United States District Court, S.D. Texas, Houston Division
Jun 16, 2009
CIVIL ACTION NO. 08-CV-3773 (S.D. Tex. Jun. 16, 2009)

Opinion

CIVIL ACTION NO. 08-CV-3773.

June 16, 2009


MEMORANDUM ORDER


Pending before the Court is Societe Captrade's ("Captrade") Motion to Dismiss Plaintiff Eric Gadin's Complaint. (Doc. No. 6.) For the following reasons, Defendant's Motion must be denied.

I. BACKGROUND

This case arises out of a failed business venture between Plaintiff, a citizen of Texas, and Captrade, a French company whose majority owners and/or investors are Defendants Francois Soulier and Olivier Romary. In 2005, Defendants approached Plaintiff to form a limited liability company in Texas to supply industrial materials for the oil and gas industry. (Pl.

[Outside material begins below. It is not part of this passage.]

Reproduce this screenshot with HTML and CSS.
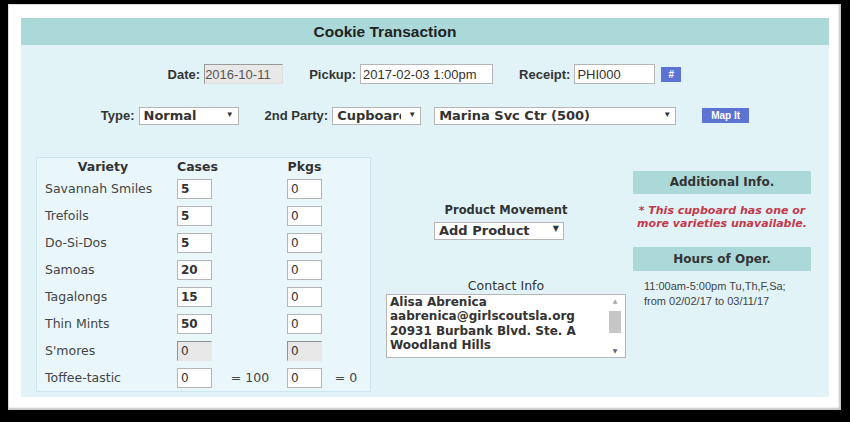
FILE: index.html
```html
<!DOCTYPE html>
<html lang="en">
<head>
    <meta charset="UTF-8">
    <meta name="viewport" content="width=device-width, initial-scale=1.0">
    <title>Cookie Transaction</title>
    <link rel="stylesheet" href="styles.css">
</head>
<body>
    <div class="frame">
        <form class="panel" id="transakcja">
            <div class="title">Cookie Transaction</div>

            <div class="row row-top">
                <label for="data">Date:</label>
                <input type="text" id="data" class="field field-date" value="2016-10-11" disabled>
                <label for="odbior" class="gap">Pickup:</label>
                <input type="text" id="odbior" class="field field-pickup" value="2017-02-03 1:00pm">
                <label for="paragon" class="gap">Receipt:</label>
                <input type="text" id="paragon" class="field field-receipt" value="PHI000">
                <button type="button" class="btn btn-hash">#</button>
            </div>

            <div class="row row-party">
                <label for="typ">Type:</label>
                <span class="pick pick-type">
                    <select id="typ"><option>Normal</option><option>Booth</option></select>
                </span>
                <label for="strona" class="gap">2nd Party:</label>
                <span class="pick pick-party">
                    <select id="strona"><option>Cupboard</option><option>Troop</option></select>
                </span>
                <span class="pick pick-place">
                    <select id="miejsce"><option>Marina Svc Ctr (500)</option></select>
                </span>
                <button type="button" class="btn btn-map">Map It</button>
            </div>

            <div class="lower">
                <div class="varieties">
                    <div class="head head-name">Variety</div>
                    <div class="head">Cases</div>
                    <div></div>
                    <div class="head">Pkgs</div>
                    <div></div>

                    <div class="name">Savannah Smiles</div>
                    <input type="text" class="qty filled" value="5">
                    <div></div>
                    <input type="text" class="qty" value="0">
                    <div></div>

                    <div class="name">Trefoils</div>
                    <input type="text" class="qty filled" value="5">
                    <div></div>
                    <input type="text" class="qty" value="0">
                    <div></div>

                    <div class="name">Do-Si-Dos</div>
                    <input type="text" class="qty filled" value="5">
                    <div></div>
                    <input type="text" class="qty" value="0">
                    <div></div>

                    <div class="name">Samoas</div>
                    <input type="text" class="qty filled" value="20">
                    <div></div>
                    <input type="text" class="qty" value="0">
                    <div></div>

                    <div class="name">Tagalongs</div>
                    <input type="text" class="qty filled" value="15">
                    <div></div>
                    <input type="text" class="qty" value="0">
                    <div></div>

                    <div class="name">Thin Mints</div>
                    <input type="text" class="qty filled" value="50">
                    <div></div>
                    <input type="text" class="qty" value="0">
                    <div></div>

                    <div class="name">S'mores</div>
                    <input type="text" class="qty" value="0" disabled>
                    <div></div>
                    <input type="text" class="qty" value="0" disabled>
                    <div></div>

                    <div class="name">Toffee-tastic</div>
                    <input type="text" class="qty" value="0">
                    <div class="sum">= 100</div>
                    <input type="text" class="qty" value="0">
                    <div class="sum">= 0</div>
                </div>

                <div class="movement">
                    <div class="sub-title">Product Movement</div>
                    <span class="pick pick-move">
                        <select id="ruch"><option>Add Product</option><option>Return Product</option></select>
                    </span>
                    <div class="contact-title">Contact Info</div>
                    <div class="contact-box">
                        <textarea class="contact" readonly>Alisa Abrenica
aabrenica@girlscoutsla.org
20931 Burbank Blvd. Ste. A
Woodland Hills</textarea>
                        <div class="scroll">
                            <span class="arrow arrow-up">&#9650;</span>
                            <span class="track"><span class="thumb"></span></span>
                            <span class="arrow arrow-down">&#9660;</span>
                        </div>
                    </div>
                </div>

                <div class="info">
                    <div class="bar">Additional Info.</div>
                    <p class="note">* This cupboard has one or more varieties unavailable.</p>
                    <div class="bar bar-hours">Hours of Oper.</div>
                    <p class="hours">11:00am-5:00pm Tu,Th,F,Sa;<br>from 02/02/17 to 03/11/17</p>
                </div>
            </div>
        </form>
    </div>
</body>
</html>
```

FILE: styles.css
```css
body {
    margin: 0;
    background-color: #000;
    height: 422px;
    overflow: hidden;
    font-family: "DejaVu Sans", Verdana, sans-serif;
    color: #333;
}

.frame {
    margin: 4px 0 0 8px;
    width: 833px;
    height: 406px;
    box-sizing: border-box;
    padding: 14px 12px 13px 13px;
    background-color: #fff;
    box-shadow: inset -2px -2px 2px #c4c4c4, inset 1px 1px 1px #d8d8d8;
}

.panel {
    display: flex;
    flex-direction: column;
    height: 379px;
    margin: 0;
    background-color: #e1f3f7;
}

.title {
    height: 27px;
    line-height: 27px;
    padding-right: 80px;
    background-color: #abd9da;
    text-align: center;
    font-family: "Liberation Sans", Arial, sans-serif;
    font-size: 15.5px;
    font-weight: bold;
    color: #222;
}

.row {
    display: flex;
    align-items: center;
    justify-content: center;
    font-family: "Liberation Sans", Arial, sans-serif;
}

.row label {
    font-size: 13px;
    font-weight: bold;
    color: #333;
    margin-right: 4px;
}

.row label.gap {
    margin-left: 26px;
}

.row-top {
    margin-top: 19px;
    height: 20px;
    padding-right: 1px;
}

.row-party {
    margin-top: 22px;
    height: 18px;
}

.field {
    box-sizing: border-box;
    height: 20px;
    padding: 0 2px;
    border: 1px solid #b5b5b5;
    background-color: #fff;
    font-family: "Liberation Sans", Arial, sans-serif;
    font-size: 13px;
    color: #333;
}

.field:disabled {
    padding-left: 0;
    background-color: #e8e8e8;
    border-color: #9a9a9a #e0e0e0 #e0e0e0 #9a9a9a;
    color: #555;
}

.field-date {
    width: 79px;
}

.field-pickup {
    width: 133px;
}

.field-receipt {
    width: 81px;
}

.btn {
    box-sizing: border-box;
    height: 15px;
    padding: 0;
    border: none;
    background-color: #5c73d4;
    color: #fff;
    font-family: "Liberation Sans", Arial, sans-serif;
    font-size: 10px;
    font-weight: bold;
    cursor: pointer;
}

.btn-hash {
    width: 20px;
    margin-left: 6px;
}

.btn-map {
    width: 47px;
    margin-left: 26px;
}

.pick {
    position: relative;
    display: inline-block;
}

.pick select {
    appearance: none;
    -webkit-appearance: none;
    box-sizing: border-box;
    width: 100%;
    height: 18px;
    margin: 0;
    padding: 0 14px 0 4px;
    border: 1px solid #b5b5b5;
    border-radius: 0;
    background-color: #fff;
    font-family: "DejaVu Sans", Verdana, sans-serif;
    font-size: 13px;
    font-weight: bold;
    color: #333;
}

.pick::after {
    content: "\25BC";
    position: absolute;
    right: 5px;
    top: 4px;
    font-size: 8px;
    color: #333;
    pointer-events: none;
}

.pick-type {
    width: 100px;
    height: 18px;
}

.pick-party {
    width: 89px;
    height: 18px;
}

.pick-party select {
    padding-right: 19px;
}

.pick-place {
    width: 242px;
    height: 18px;
    margin-left: 13px;
}

.pick-move {
    width: 130px;
    height: 18px;
    margin: 2px 0 0 48px;
}

.lower {
    display: flex;
    align-items: flex-start;
    margin-top: 33px;
    padding-left: 15px;
}

.varieties {
    display: grid;
    grid-template-columns: 132px 36px 74px 35px 1fr;
    grid-template-rows: 17px;
    grid-auto-rows: 27px;
    align-items: center;
    width: 335px;
    box-sizing: border-box;
    padding-left: 8px;
    border: 1px solid #cbe6ef;
    background-color: #e9f7fb;
    font-size: 12.5px;
}

.head {
    text-align: center;
    font-weight: bold;
    color: #333;
    line-height: 17px;
}

.head-name {
    padding-right: 16px;
}

.name {
    color: #444;
}

.qty {
    box-sizing: border-box;
    width: 35px;
    height: 20px;
    padding: 0 3px;
    border: 1px solid #b5b5b5;
    background-color: #fff;
    font-family: "DejaVu Sans", Verdana, sans-serif;
    font-size: 12px;
    color: #333;
}

.qty.filled {
    font-weight: bold;
}

.qty:disabled {
    background-color: #e8e8e8;
    border-color: #8f8f8f #e8e8e8 #e8e8e8 #8f8f8f;
}

.sum {
    text-align: center;
    color: #444;
}

.movement {
    display: flex;
    flex-direction: column;
    width: 240px;
    margin-left: 15px;
    padding-top: 45px;
}

.sub-title {
    text-align: center;
    font-size: 11.5px;
    font-weight: bold;
    line-height: 16px;
    color: #333;
}

.contact-title {
    margin-top: 40px;
    text-align: center;
    font-size: 12.5px;
    line-height: 16px;
    color: #333;
}

.contact-box {
    display: flex;
    box-sizing: border-box;
    width: 240px;
    height: 64px;
    border: 1px solid #b5b5b5;
    background-color: #fff;
}

.contact {
    flex: 1;
    min-width: 0;
    margin: 0;
    padding: 0 3px;
    border: none;
    resize: none;
    overflow: hidden;
    white-space: pre;
    font-family: "DejaVu Sans", Verdana, sans-serif;
    font-size: 12px;
    font-weight: bold;
    line-height: 14.3px;
    color: #333;
}

.scroll {
    display: flex;
    flex-direction: column;
    width: 12px;
    margin-right: 4px;
}

.arrow {
    height: 12px;
    line-height: 12px;
    text-align: center;
    font-size: 6px;
}

.arrow-up {
    color: #aaa;
}

.arrow-down {
    color: #666;
}

.track {
    flex: 1;
    padding-top: 4px;
}

.thumb {
    display: block;
    height: 22px;
    background-color: #c6c6c6;
}

.info {
    width: 178px;
    margin-left: 7px;
    padding-top: 14px;
}

.bar {
    height: 23px;
    line-height: 23px;
    background-color: #abd9da;
    text-align: center;
    font-size: 12px;
    font-weight: bold;
    color: #333;
}

.bar-hours {
    height: 24px;
    line-height: 24px;
    margin-top: 17px;
}

.note {
    margin: 10px 0 0 0;
    text-align: center;
    font-size: 11px;
    font-weight: bold;
    font-style: italic;
    line-height: 13px;
    color: #c3394a;
}

.hours {
    margin: 8px 0 0 11px;
    font-family: "Liberation Sans", Arial, sans-serif;
    font-size: 11px;
    line-height: 15px;
    color: #444;
}
```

Compl. ¶ 8.) The company, ABO Supply, LLC ("ABO") was formed with Plaintiff holding 35 percent of the membership shares and Captrade, 65 percent. ( Id.) From 2005 to 2008, Plaintiff managed the day-to-day operations of ABO, including paying bills, making sales calls, hiring employees, and marketing the company; he did not, however, collect a salary in compensation for his services. ( Id. at ¶ 10.)

As this is a Motion to Dismiss, all of the facts in Plaintiff's Complaint are taken as true, unless otherwise noted.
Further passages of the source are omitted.